As a campaigner, Jespersen was an extremist: Hjelmslev writes that this was an area where his normal moderation and common sense were counterbalanced by a revolutionary fervour, and that he was a "Jacobin" among linguists.
Jespersen's first book was a Danish translation, Praktisk Tilegnelse af Fremmede Sprog, of Die praktische Spracherlernung, by Felix Franke. Both Franke and Jespersen first assumed that the other was much older than himself, but from its start in 1884 their correspondence quickly became a lively discussion of such matters as second language education and phonetic scripts; it was cut short in 1886 when Franke succumbed to tuberculosis.
In an article published in 1886, Jespersen argued for the following principles in language teaching:
  1. Teaching should be based on spoken rather than written language. To this end, at early stages of language teaching, only a phonetic script should be used, and this script should be clear and precise.
  2. Material for reading should not consist of unrelated sentences. It should instead constitute coherent texts, preferably designed so that the meanings of unfamiliar words can be inferred from their contexts.
  3. At early stages the teaching of grammar should be minimized, and the pupils encouraged to infer grammatical patterns for themselves. Grammar may be examined and practised later, but time should not be spent on grammatical curios, and form and function should not be separated.
  4. Exercises in translating the second language into the first should not be emphasized; exercises in translating the first into the second are of very little utility.

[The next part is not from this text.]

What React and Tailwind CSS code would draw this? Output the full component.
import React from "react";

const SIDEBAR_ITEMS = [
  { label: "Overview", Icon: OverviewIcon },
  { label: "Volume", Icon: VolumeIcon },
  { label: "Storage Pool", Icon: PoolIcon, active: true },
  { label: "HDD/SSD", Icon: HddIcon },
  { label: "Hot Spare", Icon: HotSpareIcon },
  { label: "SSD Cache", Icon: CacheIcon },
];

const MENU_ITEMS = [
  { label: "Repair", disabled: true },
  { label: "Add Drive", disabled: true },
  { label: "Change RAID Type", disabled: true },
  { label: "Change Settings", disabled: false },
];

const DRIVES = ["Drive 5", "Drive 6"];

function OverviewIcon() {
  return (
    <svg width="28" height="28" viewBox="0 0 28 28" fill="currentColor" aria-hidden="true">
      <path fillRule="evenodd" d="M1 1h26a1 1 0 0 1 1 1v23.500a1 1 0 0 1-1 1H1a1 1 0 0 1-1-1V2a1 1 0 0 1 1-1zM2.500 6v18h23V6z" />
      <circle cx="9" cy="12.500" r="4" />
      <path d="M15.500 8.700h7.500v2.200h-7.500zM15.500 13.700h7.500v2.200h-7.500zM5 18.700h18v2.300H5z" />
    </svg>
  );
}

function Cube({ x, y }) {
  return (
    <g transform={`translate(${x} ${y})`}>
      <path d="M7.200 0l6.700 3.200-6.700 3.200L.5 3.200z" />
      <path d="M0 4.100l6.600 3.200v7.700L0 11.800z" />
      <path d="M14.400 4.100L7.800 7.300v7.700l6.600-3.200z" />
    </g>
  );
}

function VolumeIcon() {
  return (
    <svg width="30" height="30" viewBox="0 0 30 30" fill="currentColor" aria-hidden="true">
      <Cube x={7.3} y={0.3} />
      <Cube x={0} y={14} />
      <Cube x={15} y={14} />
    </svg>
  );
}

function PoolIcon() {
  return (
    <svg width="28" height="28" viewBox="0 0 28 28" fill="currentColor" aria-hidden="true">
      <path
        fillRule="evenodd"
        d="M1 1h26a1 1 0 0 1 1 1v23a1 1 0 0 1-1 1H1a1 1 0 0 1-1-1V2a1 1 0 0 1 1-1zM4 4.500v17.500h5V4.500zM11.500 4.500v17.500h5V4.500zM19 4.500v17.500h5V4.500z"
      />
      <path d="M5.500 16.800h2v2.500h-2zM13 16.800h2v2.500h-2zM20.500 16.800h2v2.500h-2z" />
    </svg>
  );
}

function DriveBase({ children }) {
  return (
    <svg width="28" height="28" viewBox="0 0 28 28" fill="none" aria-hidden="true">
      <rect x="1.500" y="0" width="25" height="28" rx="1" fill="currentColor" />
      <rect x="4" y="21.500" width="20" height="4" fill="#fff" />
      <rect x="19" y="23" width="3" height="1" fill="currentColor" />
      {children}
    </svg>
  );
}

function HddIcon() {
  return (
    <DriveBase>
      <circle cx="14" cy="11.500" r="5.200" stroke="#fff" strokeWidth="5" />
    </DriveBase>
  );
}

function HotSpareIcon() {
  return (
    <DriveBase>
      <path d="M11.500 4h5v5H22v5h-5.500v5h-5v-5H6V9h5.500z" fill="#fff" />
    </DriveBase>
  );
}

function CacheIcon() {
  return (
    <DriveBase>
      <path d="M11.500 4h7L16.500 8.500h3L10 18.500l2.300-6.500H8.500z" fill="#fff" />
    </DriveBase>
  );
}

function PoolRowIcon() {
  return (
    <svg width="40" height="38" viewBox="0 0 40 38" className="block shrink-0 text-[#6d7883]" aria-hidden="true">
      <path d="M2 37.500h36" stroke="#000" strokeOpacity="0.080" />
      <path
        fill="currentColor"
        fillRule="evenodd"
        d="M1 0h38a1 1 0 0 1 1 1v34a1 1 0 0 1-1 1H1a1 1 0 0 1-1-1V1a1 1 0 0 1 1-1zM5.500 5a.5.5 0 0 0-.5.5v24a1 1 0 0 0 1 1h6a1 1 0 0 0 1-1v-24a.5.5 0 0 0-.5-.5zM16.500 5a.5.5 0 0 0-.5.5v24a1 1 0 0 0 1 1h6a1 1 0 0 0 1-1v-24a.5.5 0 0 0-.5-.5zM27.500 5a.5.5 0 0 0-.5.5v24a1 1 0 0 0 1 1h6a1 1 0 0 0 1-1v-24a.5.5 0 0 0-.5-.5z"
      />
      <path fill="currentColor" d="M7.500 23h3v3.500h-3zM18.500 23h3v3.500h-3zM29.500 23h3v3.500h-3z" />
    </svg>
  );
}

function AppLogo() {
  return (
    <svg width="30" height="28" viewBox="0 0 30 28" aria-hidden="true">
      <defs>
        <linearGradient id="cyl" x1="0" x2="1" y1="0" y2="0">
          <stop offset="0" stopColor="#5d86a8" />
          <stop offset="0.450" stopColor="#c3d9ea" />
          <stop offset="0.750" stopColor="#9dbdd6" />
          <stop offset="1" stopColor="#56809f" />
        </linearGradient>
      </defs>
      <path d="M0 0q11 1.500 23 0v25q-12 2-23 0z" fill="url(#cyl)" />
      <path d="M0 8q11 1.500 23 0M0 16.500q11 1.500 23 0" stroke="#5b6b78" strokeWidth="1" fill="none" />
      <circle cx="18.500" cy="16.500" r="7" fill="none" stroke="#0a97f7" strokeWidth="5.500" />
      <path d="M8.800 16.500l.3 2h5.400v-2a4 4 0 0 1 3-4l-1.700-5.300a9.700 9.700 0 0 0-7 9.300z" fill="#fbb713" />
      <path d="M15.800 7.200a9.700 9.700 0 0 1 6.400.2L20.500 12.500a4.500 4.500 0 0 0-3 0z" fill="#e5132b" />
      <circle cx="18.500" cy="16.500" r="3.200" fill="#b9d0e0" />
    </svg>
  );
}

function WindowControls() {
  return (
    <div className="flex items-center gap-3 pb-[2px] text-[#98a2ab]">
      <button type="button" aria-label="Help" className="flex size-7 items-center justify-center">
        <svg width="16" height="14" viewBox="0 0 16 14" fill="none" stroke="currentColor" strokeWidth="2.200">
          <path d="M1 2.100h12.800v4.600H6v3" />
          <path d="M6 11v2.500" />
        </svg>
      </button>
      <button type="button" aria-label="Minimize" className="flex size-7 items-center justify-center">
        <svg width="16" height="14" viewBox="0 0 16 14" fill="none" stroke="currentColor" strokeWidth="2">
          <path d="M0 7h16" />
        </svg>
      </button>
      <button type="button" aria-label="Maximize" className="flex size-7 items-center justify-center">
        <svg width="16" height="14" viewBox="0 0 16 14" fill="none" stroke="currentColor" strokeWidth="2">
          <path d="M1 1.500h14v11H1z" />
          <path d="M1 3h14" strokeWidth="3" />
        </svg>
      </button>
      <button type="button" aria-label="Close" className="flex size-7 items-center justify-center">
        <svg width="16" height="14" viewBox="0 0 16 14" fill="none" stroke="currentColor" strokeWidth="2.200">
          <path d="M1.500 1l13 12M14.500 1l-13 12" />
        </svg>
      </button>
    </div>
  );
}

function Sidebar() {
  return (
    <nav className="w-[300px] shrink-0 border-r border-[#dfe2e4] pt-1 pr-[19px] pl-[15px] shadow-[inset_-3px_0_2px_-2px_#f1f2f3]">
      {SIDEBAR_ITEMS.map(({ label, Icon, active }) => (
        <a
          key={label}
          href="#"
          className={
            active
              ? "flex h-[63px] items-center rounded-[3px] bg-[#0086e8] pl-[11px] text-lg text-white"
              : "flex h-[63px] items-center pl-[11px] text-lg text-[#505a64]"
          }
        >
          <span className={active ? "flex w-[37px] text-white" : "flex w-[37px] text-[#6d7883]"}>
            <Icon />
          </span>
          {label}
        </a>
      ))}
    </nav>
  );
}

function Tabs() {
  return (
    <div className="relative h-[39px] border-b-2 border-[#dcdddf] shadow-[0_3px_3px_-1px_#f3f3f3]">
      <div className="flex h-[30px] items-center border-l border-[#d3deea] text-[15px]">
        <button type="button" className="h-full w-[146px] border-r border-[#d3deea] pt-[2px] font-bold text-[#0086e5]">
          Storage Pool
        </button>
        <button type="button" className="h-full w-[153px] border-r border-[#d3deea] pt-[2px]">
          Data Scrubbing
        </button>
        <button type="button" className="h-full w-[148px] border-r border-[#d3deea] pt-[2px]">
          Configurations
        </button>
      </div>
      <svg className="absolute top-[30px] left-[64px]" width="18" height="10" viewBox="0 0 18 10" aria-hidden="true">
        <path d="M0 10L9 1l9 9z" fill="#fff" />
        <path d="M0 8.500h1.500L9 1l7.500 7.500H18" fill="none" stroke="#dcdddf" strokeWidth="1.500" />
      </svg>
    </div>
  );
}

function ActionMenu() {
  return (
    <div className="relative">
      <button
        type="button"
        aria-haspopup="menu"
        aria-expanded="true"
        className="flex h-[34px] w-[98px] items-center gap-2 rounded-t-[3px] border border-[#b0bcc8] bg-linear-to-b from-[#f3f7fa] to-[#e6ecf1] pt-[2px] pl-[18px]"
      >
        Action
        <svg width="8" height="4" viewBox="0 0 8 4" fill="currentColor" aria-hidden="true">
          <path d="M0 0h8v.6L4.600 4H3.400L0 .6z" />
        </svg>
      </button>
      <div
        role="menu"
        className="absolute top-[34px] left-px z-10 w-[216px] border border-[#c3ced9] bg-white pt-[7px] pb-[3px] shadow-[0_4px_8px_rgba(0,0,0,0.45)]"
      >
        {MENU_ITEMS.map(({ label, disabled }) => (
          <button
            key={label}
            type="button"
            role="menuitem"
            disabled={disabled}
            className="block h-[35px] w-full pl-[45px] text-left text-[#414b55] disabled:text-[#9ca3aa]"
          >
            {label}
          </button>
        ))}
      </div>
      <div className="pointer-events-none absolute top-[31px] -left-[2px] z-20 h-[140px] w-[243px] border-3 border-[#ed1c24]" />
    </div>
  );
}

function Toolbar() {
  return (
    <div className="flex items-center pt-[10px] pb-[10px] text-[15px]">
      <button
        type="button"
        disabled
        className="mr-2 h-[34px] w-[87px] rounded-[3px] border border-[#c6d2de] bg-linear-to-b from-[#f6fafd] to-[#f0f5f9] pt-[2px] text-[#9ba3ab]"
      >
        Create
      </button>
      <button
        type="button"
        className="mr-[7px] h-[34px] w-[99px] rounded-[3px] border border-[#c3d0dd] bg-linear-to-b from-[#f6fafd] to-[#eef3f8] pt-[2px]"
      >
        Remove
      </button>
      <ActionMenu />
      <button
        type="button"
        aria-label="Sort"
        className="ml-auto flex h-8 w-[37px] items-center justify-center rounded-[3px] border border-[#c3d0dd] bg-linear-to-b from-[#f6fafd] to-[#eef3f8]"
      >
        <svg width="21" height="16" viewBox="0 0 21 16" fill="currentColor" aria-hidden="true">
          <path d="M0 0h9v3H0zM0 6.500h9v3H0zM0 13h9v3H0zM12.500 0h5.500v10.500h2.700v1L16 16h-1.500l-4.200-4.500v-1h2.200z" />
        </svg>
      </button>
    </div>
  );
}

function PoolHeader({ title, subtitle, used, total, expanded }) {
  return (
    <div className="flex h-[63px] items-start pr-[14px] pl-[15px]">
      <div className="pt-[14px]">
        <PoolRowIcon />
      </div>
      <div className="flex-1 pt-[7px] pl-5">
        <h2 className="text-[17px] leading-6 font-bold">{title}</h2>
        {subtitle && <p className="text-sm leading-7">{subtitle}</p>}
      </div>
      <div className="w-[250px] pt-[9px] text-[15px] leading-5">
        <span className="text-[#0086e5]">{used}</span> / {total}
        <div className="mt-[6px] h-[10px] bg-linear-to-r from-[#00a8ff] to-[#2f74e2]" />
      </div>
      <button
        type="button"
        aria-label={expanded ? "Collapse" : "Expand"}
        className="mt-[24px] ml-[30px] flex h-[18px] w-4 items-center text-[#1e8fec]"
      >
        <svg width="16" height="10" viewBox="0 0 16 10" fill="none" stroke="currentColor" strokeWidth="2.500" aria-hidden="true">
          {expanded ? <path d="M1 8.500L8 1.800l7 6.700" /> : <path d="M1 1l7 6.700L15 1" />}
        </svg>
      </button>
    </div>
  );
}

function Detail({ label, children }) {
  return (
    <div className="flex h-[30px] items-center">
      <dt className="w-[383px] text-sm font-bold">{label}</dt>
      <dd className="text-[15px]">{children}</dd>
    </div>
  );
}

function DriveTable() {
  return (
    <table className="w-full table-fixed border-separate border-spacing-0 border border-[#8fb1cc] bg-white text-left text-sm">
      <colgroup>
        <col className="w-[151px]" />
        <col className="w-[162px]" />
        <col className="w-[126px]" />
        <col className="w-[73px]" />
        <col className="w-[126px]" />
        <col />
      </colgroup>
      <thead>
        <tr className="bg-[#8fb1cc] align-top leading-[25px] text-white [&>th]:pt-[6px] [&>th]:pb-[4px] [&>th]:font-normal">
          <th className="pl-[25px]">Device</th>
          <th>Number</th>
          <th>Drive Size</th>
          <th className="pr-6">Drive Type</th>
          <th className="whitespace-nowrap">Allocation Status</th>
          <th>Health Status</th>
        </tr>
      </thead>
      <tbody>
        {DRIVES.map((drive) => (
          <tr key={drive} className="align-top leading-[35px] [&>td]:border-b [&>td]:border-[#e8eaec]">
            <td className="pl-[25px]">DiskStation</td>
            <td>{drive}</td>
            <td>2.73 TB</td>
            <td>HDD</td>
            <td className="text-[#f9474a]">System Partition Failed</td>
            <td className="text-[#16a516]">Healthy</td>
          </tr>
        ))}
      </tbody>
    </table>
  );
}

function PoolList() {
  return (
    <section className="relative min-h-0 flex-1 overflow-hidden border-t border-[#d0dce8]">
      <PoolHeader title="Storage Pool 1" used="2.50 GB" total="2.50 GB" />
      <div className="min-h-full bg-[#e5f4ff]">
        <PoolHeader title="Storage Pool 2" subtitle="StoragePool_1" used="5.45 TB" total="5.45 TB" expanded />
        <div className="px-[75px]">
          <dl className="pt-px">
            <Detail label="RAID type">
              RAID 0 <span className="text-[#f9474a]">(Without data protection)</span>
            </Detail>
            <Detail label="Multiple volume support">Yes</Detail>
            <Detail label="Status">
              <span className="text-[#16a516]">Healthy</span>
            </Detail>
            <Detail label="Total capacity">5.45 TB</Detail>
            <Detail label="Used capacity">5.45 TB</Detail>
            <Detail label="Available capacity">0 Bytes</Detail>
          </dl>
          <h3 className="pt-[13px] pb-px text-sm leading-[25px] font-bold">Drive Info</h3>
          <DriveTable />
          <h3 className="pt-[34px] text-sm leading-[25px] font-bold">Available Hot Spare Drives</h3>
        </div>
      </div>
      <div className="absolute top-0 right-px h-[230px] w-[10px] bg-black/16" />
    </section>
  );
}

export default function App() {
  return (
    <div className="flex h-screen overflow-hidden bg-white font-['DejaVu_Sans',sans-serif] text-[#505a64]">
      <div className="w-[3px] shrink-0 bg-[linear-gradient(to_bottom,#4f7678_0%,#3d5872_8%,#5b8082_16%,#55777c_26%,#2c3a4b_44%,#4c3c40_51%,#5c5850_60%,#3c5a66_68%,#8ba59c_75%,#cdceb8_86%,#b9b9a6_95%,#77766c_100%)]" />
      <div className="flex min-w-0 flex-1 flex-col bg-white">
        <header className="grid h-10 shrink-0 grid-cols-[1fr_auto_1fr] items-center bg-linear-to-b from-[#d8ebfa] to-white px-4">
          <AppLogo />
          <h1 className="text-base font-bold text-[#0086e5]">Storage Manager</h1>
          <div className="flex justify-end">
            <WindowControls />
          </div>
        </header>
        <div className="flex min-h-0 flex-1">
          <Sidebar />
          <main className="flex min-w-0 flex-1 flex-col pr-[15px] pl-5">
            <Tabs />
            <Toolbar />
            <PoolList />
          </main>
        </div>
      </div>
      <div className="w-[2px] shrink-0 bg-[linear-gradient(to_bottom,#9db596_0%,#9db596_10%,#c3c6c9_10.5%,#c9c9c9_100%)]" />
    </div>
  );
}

Jespersen followed his 1884 translation of Franke with Kortfattet engelsk Grammatik for Tale- og Skriftsproget, Fransk Læsebog efter Lydskriftsmetoden, and Engelsk Begynderbog, whose use of phonetic script and nursery rhymes made it most unusual. After a heated contest, these books, together with books written by others that similarly used the "direct method", soon took over from the "grammar–translation" material against which Jespersen and Quousque Tandem had rebelled, as recognized by the Secondary Schools Act of 1903.